Noah Golowich (Microsoft Research NYC)

Host

Shafi, Yael, Jonathan and Vinod

Title: Sequences of Logits and the Low Rank Structure of Language Models

Speaker: Noah Golowich (Microsoft Research NYC)

Time: Tuesday, November 18, 10:30–12:30

Location: 32-G575

Seminar series : ML+Crypto Seminar 

A major problem in the study of large language models is to understand their inherent low-dimensional structure. We introduce an approach to study the low-dimensional structure of language models at a model-agnostic level: as sequential probabilistic models.
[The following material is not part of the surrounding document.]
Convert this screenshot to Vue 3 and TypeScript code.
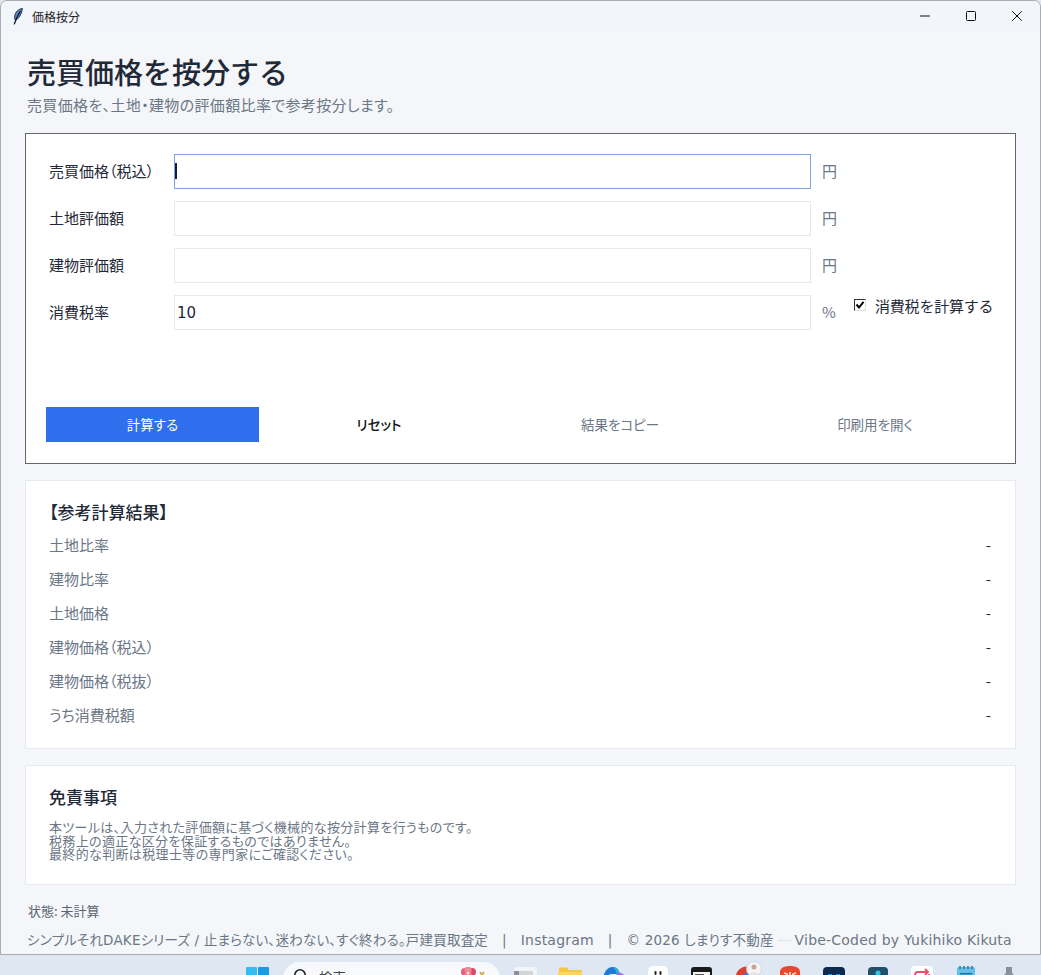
<script setup lang="ts">
import {ref} from 'vue';

interface Field {
  label: string
  unit: string
  value: string
  active?: boolean
}

const fields = ref<Field[]>([
  {label: '売買価格（税込）', unit: '円', value: '', active: true},
  {label: '土地評価額', unit: '円', value: ''},
  {label: '建物評価額', unit: '円', value: ''},
  {label: '消費税率', unit: '%', value: '10'},
]);

const calcTax = ref(true);

const actions = ['計算する', 'リセット', '結果をコピー', '印刷用を開く'];

const results = [
  '土地比率',
  '建物比率',
  '土地価格',
  '建物価格（税込）',
  '建物価格（税抜）',
  'うち消費税額',
];

const notes = [
  '本ツールは、入力された評価額に基づく機械的な按分計算を行うものです。',
  '税務上の適正な区分を保証するものではありません。',
  '最終的な判断は税理士等の専門家にご確認ください。',
];
</script>

<template>
  <div class="screen">
    <div class="window">
      <header class="titlebar">
        <svg class="feather" viewBox="0 0 10 17" width="10" height="17">
          <path d="M9.400 .5C5.600 1 2.400 3.800 1.700 8c-.3 1.700-.1 3.100.5 4 3.400-.8 6.200-5 7.200-11.500z" fill="#5f86c8" stroke="#14243f" stroke-width=".9"/>
          <path d="M7.400 3C5.400 6 3.400 10 1.200 16.400" stroke="#0c1526" stroke-width="1.300" fill="none"/>
        </svg>
        <span class="titlebar-text">価格按分</span>
        <div class="controls">
          <svg viewBox="0 0 10 10" width="10" height="10"><path d="M0 5h10" stroke="#111" stroke-width="1" fill="none"/></svg>
          <svg viewBox="0 0 10 10" width="10" height="10"><rect x=".5" y=".5" width="9" height="9" rx="1" stroke="#111" stroke-width="1" fill="none"/></svg>
          <svg viewBox="0 0 10 10" width="10" height="10"><path d="M.2 .2l9.600 9.600M9.800 .2L.2 9.800" stroke="#111" stroke-width="1" fill="none"/></svg>
        </div>
      </header>

      <main class="content">
        <h1 class="title">売買価格を按分する</h1>
        <p class="subtitle">売買価格を、土地・建物の評価額比率で参考按分します。</p>

        <section class="card form-card">
          <div class="form-rows">
            <div v-for="field in fields" :key="field.label" class="form-row">
              <label class="field-label">{{ field.label }}</label>
              <div class="input-wrap">
                <input v-model="field.value" class="field-input" :class="{active: field.active}" type="text"/>
                <span v-if="field.active" class="caret"></span>
              </div>
              <span class="unit">{{ field.unit }}</span>
              <label v-if="field.unit === '%'" class="check">
                <span class="check-box">
                  <svg v-if="calcTax" viewBox="0 0 10 10" width="10" height="10">
                    <path d="M1.500 4.500l2.500 3L8.500 1.800" stroke="#000" stroke-width="2" fill="none"/>
                  </svg>
                </span>
                消費税を計算する
              </label>
            </div>
          </div>
          <div class="actions">
            <button
              v-for="(action, i) in actions"
              :key="action"
              class="action"
              :class="{primary: i === 0, strong: i === 1}"
              type="button"
            >{{ action }}</button>
          </div>
        </section>

        <section class="card result-card">
          <h2 class="result-title">【参考計算結果】</h2>
          <div v-for="row in results" :key="row" class="result-row">
            <span>{{ row }}</span>
            <span class="result-value">-</span>
          </div>
        </section>

        <section class="card note-card">
          <h2 class="note-title">免責事項</h2>
          <p v-for="line in notes" :key="line" class="note-line">{{ line }}</p>
        </section>

        <p class="status">状態: 未計算</p>
        <footer class="footer">
          <span>シンプルそれDAKEシリーズ / 止まらない、迷わない、すぐ終わる。戸建買取査定</span>
          <span class="sep">|</span>
          <span class="latin">Instagram</span>
          <span class="sep">|</span>
          <span>© 2026 しまりす不動産</span>
          <span class="dash"></span>
          <span class="latin">Vibe-Coded by Yukihiko Kikuta</span>
        </footer>
      </main>
    </div>

    <div class="taskbar">
      <svg class="tb start" viewBox="0 0 23 23" width="23" height="23">
        <rect width="11" height="11" rx="1" fill="#35bdf2"/>
        <rect x="12" width="11" height="11" rx="1" fill="#1a9be3"/>
        <rect y="12" width="11" height="11" rx="1" fill="#1a9be3"/>
        <rect x="12" y="12" width="11" height="11" rx="1" fill="#0f7fd0"/>
      </svg>
      <div class="tb-search">
        <svg viewBox="0 0 16 16" width="16" height="16">
          <circle cx="7" cy="7" r="5.200" stroke="#222" stroke-width="1.600" fill="none"/>
        </svg>
        <span>検索</span>
        <svg class="flower" viewBox="0 0 28 14" width="28" height="14">
          <circle cx="6" cy="5" r="4" fill="#e0607a"/>
          <circle cx="13" cy="5" r="4" fill="#d94a68"/>
          <circle cx="9" cy="3" r="3.500" fill="#ee8a9c"/>
          <circle cx="9" cy="8" r="4" fill="#e77a8f"/>
          <circle cx="9" cy="6" r="1.500" fill="#fbe9c8"/>
          <path d="M21 5l2 3 2-3" stroke="#c9a63a" stroke-width="1.500" fill="none"/>
        </svg>
      </div>

      <svg class="tb files" viewBox="0 0 23 12" width="23" height="12">
        <rect width="23" height="12" rx="2" fill="#f3f4f6"/>
        <rect y="4" width="19" height="8" fill="#8d9096"/>
        <rect x="5" y="4" width="14" height="8" fill="#d3d5d8"/>
      </svg>
      <svg class="tb folder" viewBox="0 0 24 12" width="24" height="12">
        <path d="M1 12V2a1.500 1.500 0 0 1 1.500-1.500h6L11 3h12a1 1 0 0 1 1 1v8z" fill="#f6c63f"/>
        <path d="M0 5h24v7H0z" fill="#fad567"/>
      </svg>
      <svg class="tb copilot" viewBox="0 0 23 12" width="23" height="12">
        <path d="M0 12C1 4 5 0 10 0c4 0 6 3 7 7H8c-2 0-3 2-4 5z" fill="#1f7ad6"/>
        <path d="M10 0c4 0 6 3 7 7l-3 1C13 4 12 2 10 0z" fill="#2fb6c9"/>
        <circle cx="17" cy="11" r="5" fill="#a46be0"/>
        <circle cx="15" cy="11" r="2.500" fill="#e8edf6"/>
      </svg>
      <svg class="tb white" viewBox="0 0 20 12" width="20" height="12">
        <path d="M0 12V5a5 5 0 0 1 5-5h10a5 5 0 0 1 5 5v7z" fill="#fff"/>
        <rect x="6.500" y="5" width="2" height="4" rx="1" fill="#222"/>
        <rect x="11.500" y="5" width="2" height="4" rx="1" fill="#222"/>
      </svg>
      <svg class="tb book" viewBox="0 0 21 12" width="21" height="12">
        <path d="M0 12V3a3 3 0 0 1 3-3h15a3 3 0 0 1 3 3v9z" fill="#1a1a1a"/>
        <rect x="2" y="5" width="17" height="7" fill="#f4f4f4"/>
        <rect x="4" y="7" width="9" height="2" fill="#555"/>
      </svg>
      <svg class="tb chrome" viewBox="0 0 27 17" width="27" height="17">
        <circle cx="12" cy="17" r="11.500" fill="#d9402f"/>
        <circle cx="12" cy="17" r="5" fill="#3a7bdc"/>
        <circle cx="19" cy="8" r="7.500" fill="#f4f4f6" stroke="#cfd3d9" stroke-width=".8"/>
        <circle cx="19" cy="6" r="2.500" fill="#c6a792"/>
        <path d="M14 14c1-4 9-4 10 0z" fill="#e5e6ea"/>
      </svg>
      <svg class="tb brave" viewBox="0 0 20 12" width="20" height="12">
        <path d="M0 12V6C0 2 4 0 10 0s10 2 10 6v6z" fill="#e8482b"/>
        <path d="M4 7l4 1.500M16 7l-4 1.500M10 6v6" stroke="#fbe6d8" stroke-width="1.500" fill="none"/>
      </svg>
      <svg class="tb navy" viewBox="0 0 22 12" width="22" height="12">
        <path d="M0 12V4a4 4 0 0 1 4-4h14a4 4 0 0 1 4 4v8z" fill="#0c2a4d"/>
        <rect x="5" y="7" width="4" height="3" fill="#2e8fe0"/>
        <rect x="13" y="7" width="4" height="3" fill="#2e8fe0"/>
      </svg>
      <svg class="tb teal" viewBox="0 0 20 12" width="20" height="12">
        <path d="M0 12V4a4 4 0 0 1 4-4h12a4 4 0 0 1 4 4v8z" fill="#22506b"/>
        <circle cx="10" cy="6" r="2.500" fill="#35c3dc"/>
        <rect x="8" y="9" width="4" height="3" fill="#35c3dc"/>
      </svg>
      <svg class="tb pink" viewBox="0 0 22 12" width="22" height="12">
        <path d="M0 12V4a4 4 0 0 1 4-4h14a4 4 0 0 1 4 4v8z" fill="#fff"/>
        <path d="M4 12V9a3 3 0 0 1 3-3h9M18 8v4" stroke="#e8506e" stroke-width="1.800" fill="none"/>
        <path d="M14 3l3 3-3 3" stroke="#e8506e" stroke-width="1.800" fill="none"/>
      </svg>
      <svg class="tb note" viewBox="0 0 18 12" width="18" height="12">
        <rect y="1" width="18" height="11" rx="2" fill="#63bfe8"/>
        <path d="M3 0v3M7 0v3M11 0v3M15 0v3" stroke="#2a6f96" stroke-width="1.400"/>
        <rect x="3" y="7" width="12" height="1.400" fill="#1f6d9c"/>
      </svg>
      <svg class="tb pin" viewBox="0 0 12 12" width="12" height="12">
        <path d="M3 0h6v6l3 3v3H0V9l3-3z" fill="#8a8f98"/>
      </svg>
    </div>
  </div>
</template>

<style>
html, body { margin: 0; background: #dfe6f2; }
</style>

<style scoped>
.screen {
  width: 1041px;
  height: 975px;
  display: flex;
  flex-direction: column;
  overflow: hidden;
  font-family: "Noto Sans CJK JP", "Noto Sans", sans-serif;
  color: #1f2937;
}

.window {
  height: 955px;
  flex: none;
  box-sizing: border-box;
  display: flex;
  flex-direction: column;
  background: #f4f6f9;
  border: 1px solid #a9adb3;
  border-radius: 7px 7px 0 0;
}

.titlebar {
  height: 30px;
  flex: none;
  display: flex;
  align-items: center;
  padding-left: 12px;
  background: #f2f5fa;
  border-radius: 7px 7px 0 0;
}

.feather { flex: none; }

.titlebar-text {
  margin-left: 9px;
  font-size: 12px;
  color: #222;
}

.controls {
  margin-left: auto;
  display: flex;
  gap: 36px;
  padding-right: 18px;
  margin-top: -1px;
}

.content {
  flex: 1;
  padding: 0 24px;
  min-height: 0;
}

.title {
  margin: 20px 0 0 2px;
  font-size: 29px;
  line-height: 40px;
  font-weight: 500;
  color: #1f2937;
}

.subtitle {
  margin: 4px 0 0 2px;
  font-size: 15px;
  line-height: 20px;
  letter-spacing: .35px;
  font-feature-settings: "palt";
  color: #6b7686;
}

.card {
  background: #fff;
  border: 1px solid #e6e9ee;
  box-sizing: border-box;
}

.form-card {
  margin-top: 18px;
  height: 331px;
  border-color: #666;
  padding: 20px 20px 0;
  display: flex;
  flex-direction: column;
}

.form-rows {
  display: flex;
  flex-direction: column;
  gap: 12px;
}

.form-row {
  display: flex;
  align-items: center;
  height: 35px;
}

.field-label {
  width: 125px;
  padding: 0 0 2px 3px;
  flex: none;
  font-size: 15px;
  font-feature-settings: "palt";
  color: #1f2937;
}

.input-wrap {
  position: relative;
  flex: none;
  width: 637px;
  height: 35px;
}

.field-input {
  width: 100%;
  height: 100%;
  box-sizing: border-box;
  border: 1px solid #e6e9ee;
  outline: none;
  padding: 0 2px;
  font-family: "DejaVu Sans", "Noto Sans", sans-serif;
  font-size: 15px;
  color: #1f2937;
  background: #fff;
}

.field-input.active { border-color: #7ea3d9; }

.caret {
  position: absolute;
  left: 1px;
  top: 9px;
  width: 2px;
  height: 16px;
  background: #111d3c;
}

.unit {
  flex: none;
  margin-left: 11px;
  width: 32px;
  padding-bottom: 2px;
  font-size: 15px;
  color: #6b7686;
}

.check {
  display: flex;
  align-items: center;
  margin-top: -15px;
  font-size: 15px;
  letter-spacing: -.2px;
  color: #1f2937;
  white-space: nowrap;
}

.check-box {
  width: 10px;
  height: 10px;
  flex: none;
  margin-right: 9px;
  border: 1px solid;
  border-color: #333 #ddd #ddd #333;
  background: #fff;
  display: flex;
}

.actions {
  margin-top: auto;
  margin-bottom: 21px;
  display: grid;
  grid-template-columns: 213px 240px 242px 268px;
}

.action {
  height: 35px;
  border: 0;
  padding: 0 0 2px;
  background: transparent;
  font-family: inherit;
  font-feature-settings: "palt";
  font-size: 13.5px;
  color: #6b7686;
}

.action.primary {
  background: #2f6fed;
  color: #fff;
}

.action.strong {
  color: #111;
  font-weight: 500;
}

.result-card {
  margin-top: 16px;
  height: 269px;
  padding: 19px 24px 0 23px;
}

.result-title {
  margin: 0 0 4px;
  font-size: 17px;
  line-height: 24px;
  font-weight: 500;
  font-feature-settings: "palt";
  color: #1f2937;
}

.result-row {
  height: 34px;
  box-sizing: border-box;
  padding-bottom: 2px;
  display: flex;
  align-items: center;
  justify-content: space-between;
  font-size: 15px;
  font-feature-settings: "palt";
  color: #6b7686;
}

.result-value { color: #1f2937; }

.note-card {
  margin-top: 16px;
  height: 120px;
  padding: 19px 23px 0;
}

.note-title {
  margin: 0 0 11px;
  font-size: 17px;
  line-height: 24px;
  font-weight: 500;
  color: #1f2937;
}

.note-line {
  margin: 0;
  font-size: 13px;
  line-height: 13.5px;
  letter-spacing: .35px;
  font-feature-settings: "palt";
  color: #6b7686;
}

.status {
  margin: 16px 0 0 3px;
  font-size: 13px;
  line-height: 20px;
  font-feature-settings: "palt";
  color: #5a6473;
}

.footer {
  margin: 9px 0 0 2px;
  display: flex;
  align-items: center;
  font-family: "DejaVu Sans", "Noto Sans CJK JP", sans-serif;
  font-size: 13.5px;
  line-height: 20px;
  letter-spacing: .2px;
  font-feature-settings: "palt";
  color: #6b7686;
  white-space: nowrap;
}

.latin { font-size: 14px; }

.sep { margin: 0 14px; }

.dash {
  width: 13px;
  height: 1px;
  margin: 0 4px;
  background: #dfe3e8;
}

.taskbar {
  flex: 1;
  min-height: 0;
  display: flex;
  align-items: flex-start;
  padding-left: 246px;
  background: #dfe7f3;
  overflow: hidden;
}

.tb { flex: none; margin-top: 12px; }

.tb-search {
  flex: none;
  width: 217px;
  height: 32px;
  margin: 7px 0 0 14px;
  box-sizing: border-box;
  padding: 6px 0 0 10px;
  border-radius: 16px;
  background: #f7f9fc;
  display: flex;
  align-items: flex-start;
  gap: 10px;
  font-size: 13.5px;
  line-height: 18px;
  color: #444;
}

.flower { margin-left: auto; margin-right: 13px; flex: none; margin-top: -1px; }

.files { margin-left: 14px; }
.folder { margin-left: 21px; }
.copilot { margin-left: 21px; }
.white { margin-left: 22px; margin-top: 11px; }
.book { margin-left: 23px; }
.chrome { margin-left: 23px; margin-top: 6px; }
.brave { margin-left: 18px; margin-top: 11px; }
.navy { margin-left: 23px; }
.teal { margin-left: 23px; }
.pink { margin-left: 23px; margin-top: 11px; }
.note { margin-left: 24px; margin-top: 11px; }
.pin { margin-left: 28px; }
</style>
We first empirically demonstrate that a wide range of modern language models exhibit low-rank structure: in particular, matrices built from the model’s logits for varying sets of prompts and responses have low approximate rank. Taking a theoretical perspective, we then show that any distribution over sequences with such structure of low approximate logit rank can be provably learned using polynomially many queries to the model's logits and polynomial time. Finally, we show that insights resulting from this perspective of low-rank can be leveraged for generation— in particular, we can generate a response to a target prompt using a linear combination of the model’s outputs on unrelated, or even nonsensical prompts. This new generation procedure may have applications in AI alignment as it could potentially, for instance, yield new approaches for constructing jailbreaks. 

Based on joint work with Allen Liu and Abhishek Shetty.